Individual morality was chained by Wolfram and Hart, trammelled for its own purposes. Gunn with his secret deals, Angel with the cutting of his losses, with the loss of the respect of Buffy and her new Council, Wes held in place despite his suspicions. Keeping Harmony around because she's a familiar face, if a soulless one.

That's all gone at the end: things are simple again. And that's all Angel ever really wanted. Simple choices: Kill or die. Kill and die. Love Buffy, look after his friends, protect the world.

This is why, maybe, Wes had to die. Gunn, now, has stepped back to the world of absolutes. No more deals. Illyria has no room for subtle distinctions, or even human morality at all: she's all about personal loyalties, personal preferences. (Angel rejects the possibility of redemption for Lindsey -- perhaps because he only trusts Lindsey when he's in the room with him? But Lindsey doesn't have it in him to commit to a cause, or so Angel would see it.) The others could come back into an either/or world, the realm of black and white. But Wes? No: Wes has, for years, been the most subtle, the most concerned about the slippages, the ambiguities. The most aware of the greyness.

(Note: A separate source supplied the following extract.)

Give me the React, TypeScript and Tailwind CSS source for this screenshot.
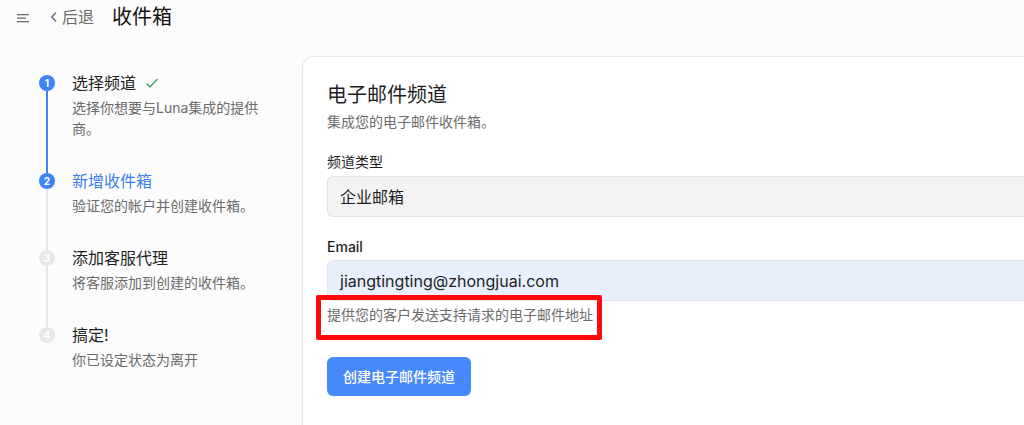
const steps = [
  { n: 1, title: "选择频道", desc: "选择你想要与Luna集成的提供商。", done: true, active: false },
  { n: 2, title: "新增收件箱", desc: "验证您的帐户并创建收件箱。", done: false, active: true },
  { n: 3, title: "添加客服代理", desc: "将客服添加到创建的收件箱。", done: false, active: false },
  { n: 4, title: "搞定!", desc: "你已设定状态为离开", done: false, active: false },
];

function StepList() {
  return (
    <div className="flex w-[302px] shrink-0 flex-col pl-[39px] pr-[40px] pt-[15px]">
      {steps.map((s, i) => {
        const reached = s.done || s.active;
        const inColor = i === 0 ? "bg-transparent" : steps[i - 1].done ? "bg-[#3d84f7]" : "bg-[#e5e5ea]";
        const outColor = s.done ? "bg-[#3d84f7]" : "bg-[#e5e5ea]";
        const last = i === steps.length - 1;
        return (
          <div key={s.n} className="flex gap-[17px]">
            <div className="flex w-4 shrink-0 flex-col items-center">
              <div className={`h-[4px] w-[2px] ${inColor}`} />
              <div
                className={`flex h-4 w-4 items-center justify-center rounded-full text-[10px] font-bold text-white ${
                  reached ? "bg-[#3d84f7]" : "bg-[#e8e8ec]"
                }`}
              >
                {s.n}
              </div>
              {!last && <div className={`w-[2px] flex-1 ${outColor}`} />}
            </div>
            <div className={`flex-1 ${last ? "" : "pb-[30px]"}`}>
              <div
                className={`flex items-center gap-[9px] text-[16px] leading-[24px] ${
                  s.active ? "text-[#3b7ff0]" : "text-[#1f1f1f]"
                }`}
              >
                {s.title}
                {s.done && (
                  <svg width="14" height="14" viewBox="0 0 14 14" fill="none" stroke="#3aa563" strokeWidth="1.3">
                    <path d="M1.5 7.5 L5 11 L12.5 3" />
                  </svg>
                )}
              </div>
              <div className="mt-[2px] text-[14px] leading-[21px] text-[#6b6b6b]">{s.desc}</div>
            </div>
          </div>
        );
      })}
    </div>
  );
}

export default function App() {
  return (
    <div className="h-[425px] w-[1024px] overflow-hidden bg-[#fcfcfc] font-['Inter','Noto_Sans_CJK_SC',sans-serif]">
      <header className="flex h-[34px] items-center pl-[17px]">
        <svg width="13" height="10" viewBox="0 0 13 10" className="mt-[2px]">
          <rect x="0" y="1" width="12" height="1.3" fill="#6e6e6e" />
          <rect x="0" y="4.5" width="9" height="1.3" fill="#6e6e6e" />
          <rect x="0" y="8" width="12" height="1.3" fill="#6e6e6e" />
        </svg>
        <button className="ml-[20px] flex items-center gap-[4px] text-[16px] text-[#6b6b6b]">
          <svg width="8" height="12" viewBox="0 0 8 12" fill="none" stroke="#6b6b6b" strokeWidth="1.4">
            <path d="M6 1.5 L1.8 6 L6 10.5" />
          </svg>
          后退
        </button>
        <h1 className="ml-[18px] text-[20px] text-[#111]">收件箱</h1>
      </header>
      <div className="mt-[22px] flex">
        <StepList />
        <main className="h-[400px] flex-1 rounded-tl-xl border-l border-t border-[#e8e8e8] bg-white pl-[24px] pt-[24px]">
          <h2 className="text-[20px] leading-[28px] text-[#1f1f1f]">电子邮件频道</h2>
          <p className="mt-[3px] text-[14px] leading-[20px] text-[#6b6b6b]">集成您的电子邮件收件箱。</p>

          <label className="mt-[20px] block text-[14px] leading-[20px] text-[#1f1f1f]">频道类型</label>
          <div className="mt-[4px] flex h-[41px] items-center rounded-l-md border border-r-0 border-[#e4e4e4] bg-[#f3f3f3] pl-[12px] text-[16px] text-[#1f1f1f]">
            企业邮箱
          </div>

          <label className="mt-[20px] block text-[14px] font-medium leading-[20px] text-[#1f1f1f]">Email</label>
          <div className="mt-[3px] flex h-[41px] items-center rounded-l-md border border-r-0 border-[#e4e4e4] bg-[#e8f0fe] pl-[12px] text-[16px] text-[#1f1f1f]">
            jiangtingting@zhongjuai.com
          </div>

          <div className="relative mt-[4px] w-fit text-[14px] leading-[20px] text-[#6b6b6b]">
            提供您的客户发送支持请求的电子邮件地址
            <span className="absolute left-[-11px] top-[-10px] h-[45px] w-[286px] rounded-[2px] border-[5px] border-[#ff0a0a]" />
          </div>

          <button className="mt-[32px] h-[39px] rounded-md bg-[#4589fd] px-[16px] text-[14px] font-medium text-white">
            创建电子邮件频道
          </button>
        </main>
      </div>
    </div>
  );
}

Even if Wes had survived, he has too great an awareness of the big picture, despite his Big Pile O Angst. And I don't think he would have fit in that last image, the picture of the heroes going out swinging. Standing in the light, making their own light, holding torches to keep the dark at bay just a little bit longer. Fighting because it's all they can do -- Wes can always find something else to do.

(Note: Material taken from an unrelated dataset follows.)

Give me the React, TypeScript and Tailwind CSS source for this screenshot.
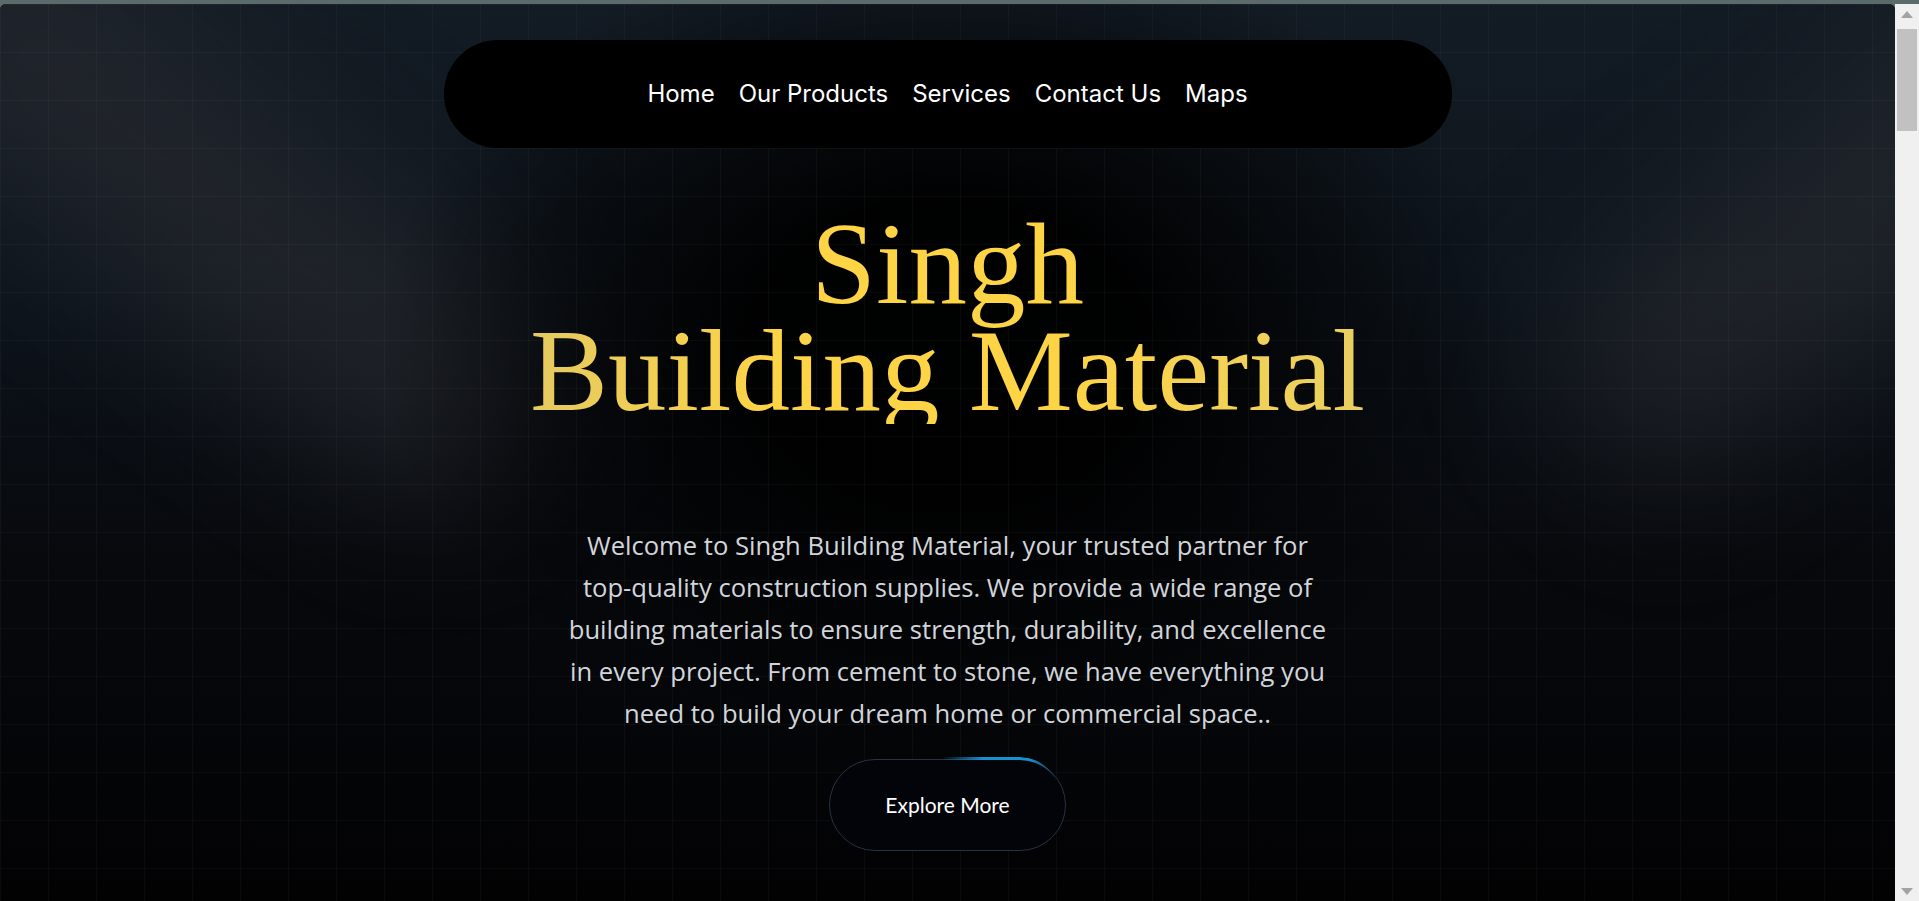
import React from "react";

export default function App() {
  return (
    <div className="h-[901px] w-full overflow-hidden bg-[#5b6a6b] pt-[4px] flex flex-col">
      <div className="flex flex-1 min-h-0">
        <main className="relative flex-1 overflow-hidden rounded-t-[6px] bg-[#030407]">
          {/* background layers */}
          <div className="pointer-events-none absolute inset-0 bg-[linear-gradient(180deg,#131b24_0%,#0e151d_30%,#07090d_62%,#020203_100%)]" />
          <div className="pointer-events-none absolute left-[-160px] top-[80px] h-[240px] w-[760px] rotate-[38deg] rounded-full bg-[#2b2d32] opacity-60 blur-[70px]" />
          <div className="pointer-events-none absolute left-[1520px] top-[120px] h-[220px] w-[620px] rotate-[-38deg] rounded-full bg-[#2b2d32] opacity-60 blur-[70px]" />
          <div className="pointer-events-none absolute inset-0 bg-[radial-gradient(ellipse_760px_560px_at_50%_38%,rgba(0,0,0,0.97)_25%,rgba(0,0,0,0)_75%)]" />
          <div className="pointer-events-none absolute inset-0 bg-[linear-gradient(rgba(255,255,255,0.03)_1px,transparent_1px),linear-gradient(90deg,rgba(255,255,255,0.03)_1px,transparent_1px)] bg-[size:48px_48px]" />

          <div className="relative flex flex-col items-center">
            <nav className="mt-[36px] flex h-[108px] w-[1008px] items-center justify-center gap-[24px] rounded-[54px] bg-black font-['Inter',sans-serif] text-[24px] text-white">
              <a>Home</a>
              <a>Our Products</a>
              <a>Services</a>
              <a>Contact Us</a>
              <a>Maps</a>
            </nav>

            <h1 className="mt-[62px] w-fit bg-[linear-gradient(90deg,#e5ca60_0%,#fdd446_30%,#fdd446_65%,#e9cf62_100%)] bg-clip-text text-center font-['Liberation_Serif',serif] text-[117px] font-normal leading-[107px] text-transparent">
              Singh
              <br />
              Building Material
            </h1>

            <p className="mt-[101px] text-center font-['Open_Sans',sans-serif] text-[25.6px] leading-[42px] text-[#d1d5db]">
              Welcome to Singh Building Material, your trusted partner for
              <br />
              top-quality construction supplies. We provide a wide range of
              <br />
              building materials to ensure strength, durability, and excellence
              <br />
              in every project. From cement to stone, we have everything you
              <br />
              need to build your dream home or commercial space..
            </p>

            <button className="relative mt-[24px] flex h-[92px] w-[237px] items-center justify-center rounded-full border border-[#283241] bg-[#020409] font-['Lato',sans-serif] text-[21px] text-white">
              <span className="pointer-events-none absolute left-[112px] top-[-3px] h-[40px] w-[118px] rounded-tr-[46px] border-t-[3px] border-[#1592d0] [mask-image:linear-gradient(90deg,transparent_0%,black_35%,black_75%,transparent_100%)]" />
              Explore More
            </button>
          </div>
        </main>

        <aside className="relative flex w-[24px] flex-col items-center bg-[#f0f0f0]">
          <svg width="12" height="7" viewBox="0 0 12 7" className="mt-[7px]">
            <path d="M0 7 L6 0 L12 7 Z" fill="#a3a3a3" />
          </svg>
          <div className="mt-[11px] h-[102px] w-[20px] bg-[#c1c1c1]" />
          <div className="flex-1" />
          <svg width="12" height="7" viewBox="0 0 12 7" className="mb-[6px]">
            <path d="M0 0 L6 7 L12 0 Z" fill="#a3a3a3" />
          </svg>
        </aside>
      </div>
    </div>
  );
}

Civilized spaces are grey. Civilization is getting along, yeah? Lawyers and contracts and compromises. Biting your tongue ("Tact is just not saying true stuff. I'll pass."), ignoring your itchy conscience, keeping your eye on the bottom line.

Barbarians and primitives have no sense of perspective, no appreciation of subtlety. (My friend Minnow noted here the astronaut/caveman discussion.) Reject the lawyers, reject the ambiguities, stand with the light at your back, facing the shadows. Fight and die, go out with a bang.

The end of season 5 is a rejection of everything that they were forced to bear in season 5: working and living in the belly of the beast. Taking Fred's death and continuing to fight from within the creature that killed her. Being a grownup. But the ones who survived aren't grownups: Illyria's eight weeks old, Gunn is still sort of the guy who traded his soul for a truck, Angel's emotionally 17, and Spike is basically 12. (Well, maybe 13.)

Works for me.


sj - May 22, 2004 10:11:27 am PDT #1363 of 3531
"There are few hours in life more agreeable than the hour dedicated to the ceremony known as afternoon tea."

I have never watched Alias, but I might have to start.


SailAweigh - May 22, 2004 10:37:21 am PDT #1364 of 3531
Nana korobi, ya oki. (Fall down seven times, stand up eight.) ~Yuzuru Hanyu/Japanese proverb

It's a mobius strip of morality, twisting into darkness and back into the light.

Beautifully phrased, Consuela. It's a wonderful way of saying you can't live in the grey. You have to chose, even if you occassionally make the wrong choice. Because you always have the option, next time, of chosing differently. It's how we all express free will. So, we all are on that same Moebius strip, only at different places at different times. The MoG at the very end found themselves finally together at the same point on the strip and it was "one brief, shining moment." Perfect.


P.M. Marc - May 22, 2004 11:06:44 am PDT #1365 of 3531
So come, my friends, be not afraid/We are so lightly here/It is in love that we are made; In love we disappear

Micole and Suela's brains are too spicy.

I haven't had coffee.

but one hears Edlund is being hotly pursued by one of the most promising new series of the coming season

Hmm... wanna know which ONE. I mean, I know which one I want it to be, but I doubt American Dad is considered promising.


DCJensen - May 22, 2004 11:50:00 am PDT #1366 of 3531
All is well that ends in pizza.

The new season of Alias doesn't start until January.


Polter-Cow - May 22, 2004 12:28:05 pm PDT #1367 of 3531
What else besides ramen can you scoop? YOU CAN SCOOP THIS WORLD FROM DARKNESS!

I have never watched Alias, but I might have to start.

I'm watching the first season on DVD. It's very fun. Exciting and intriguing, even though I don't know what's really going on half the time (it's McGuffin city). Cliffhangers galore, reminiscent of Angel S4. I only liked it at first, but I'm about halfway through, and I'm starting to love it.

Plus, they get supermajorprops for using a freaking Garbage B-side in one episode.


sj - May 22, 2004 12:47:25 pm PDT #1368 of 3531
"There are few hours in life more agreeable than the hour dedicated to the ceremony known as afternoon tea."

The new season of Alias doesn't start until January.

Has there been a reason given for this, I thought it was a fairly popular series? What season is Alias in now?


Polter-Cow - May 22, 2004 12:51:04 pm PDT #1369 of 3531
What else besides ramen can you scoop? YOU CAN SCOOP THIS WORLD FROM DARKNESS!

Has there been a reason given for this, I thought it was a fairly popular series? What season is Alias in now?

Third season ends tomorrow. The fourth season begins in January to allow for an uninterrupted 22-episode run.


Kristen - May 22, 2004 12:54:08 pm PDT #1370 of 3531

Plus it'll take JJ that long to figure a way out from whatever asspull he ends the season with this year.


§ ita § - May 22, 2004 12:57:54 pm PDT #1371 of 3531
Well not canonically, no, but this is transformative fiction.

NYPD Blue is doing the same thing, as is something else I forget. Starting late, and going through with no repeats or large gaps (NYPD Blue's slot was re-run free this season too -- Line Of Fire ran when NYPD Blue didn't, until it was cancelled).

The fall season is becoming fuzzier and fuzzier -- see the success of the summer show (har) The OC, which went on to finish when all its brethren did, which meant it ran 27 episodes instead of 22.